Here is a map I created, with the mean distances and mean time between rest areas, as well as other useful information:
When we arrived at the exit, (around 14:30) we stopped for a refreshing drink in the coffee house and then we decided to take the mini bus to Agia Roumeli. It takes only 3 minutes by bus.
The trip to Sougia lasted one hour. I was lucky enough to already have some battery on my mobile so I snapped the last pictures of the beautiful colour of the water and the beaches.
After we disembarked the ferry in Sougia our bus was waiting for our return back to Chania.
Walking in a rough terrain for 6-7 hours, isn’t easy, but I wouldn’t say it’s difficult either. Many tourists go down the gorge daily as long as they do not have any serious medical problems. It is well signposted and the most walked footpath in Greece, but it is quite stony and also steep and slippery at times. You will certainly feel your legs the next days if you are not used in this type of exercise.
What I had with me:
Trekking shoes. Good trekking shoes are recommended. I would say they must be half size up and laces have to be tied too tightly so that you avoid hurting your toes as you are going down the gorge.
A bottle of water. No need to carry more than one, as there is plenty of water running from the gorge’s springs all along the way.
Some snack to feel me up on my way. You will need to eat something during your journey through the gorge as your journey will last from 6 to 7 hours and there is no food inside the gorge.
Sunscreen, sunglasses and a hat. Especially after the village of Samaria, the path can be quite hot.
Mobile, power bank.
Beach Towel. I was also wearing my swimming suit and unfortunately, I forgot my flip-flops, as I needed them for the beach. (The sand was really hot!)
Anti-nausea tablets for the bus and the boat.
Other useful information:
The National Park opens yearly from 1st May until 15th October and the visiting hours are from 07:00-15:00 daily.
The Gorge is 13.2 kilometers long.
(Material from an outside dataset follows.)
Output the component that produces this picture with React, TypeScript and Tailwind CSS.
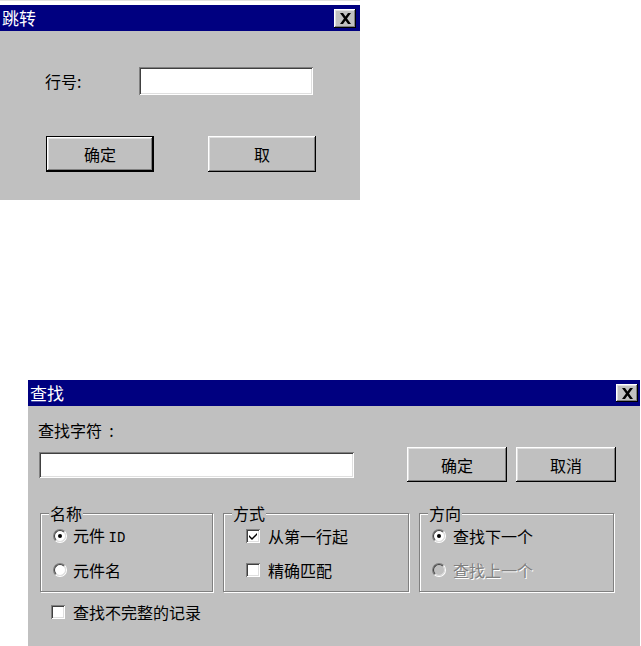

Another 2.7 kilometers are required to reach Agia Roumeli on the shores of the Libyan Sea.
Drink water regularly.
The next day there was muscle pain and soreness, but I managed to walk as usual. The only small difficulty I had, was going down the stairs. (It was also funny, I guess!)
So, was it worth hiking in Samaria Gorge? To me, yes. Not only did I have the chance to experience a beautiful scenery and a new activity, but I also had the chance to meet new friends! I would recommend to anyone who is adventurous, curious and likes to experience new things.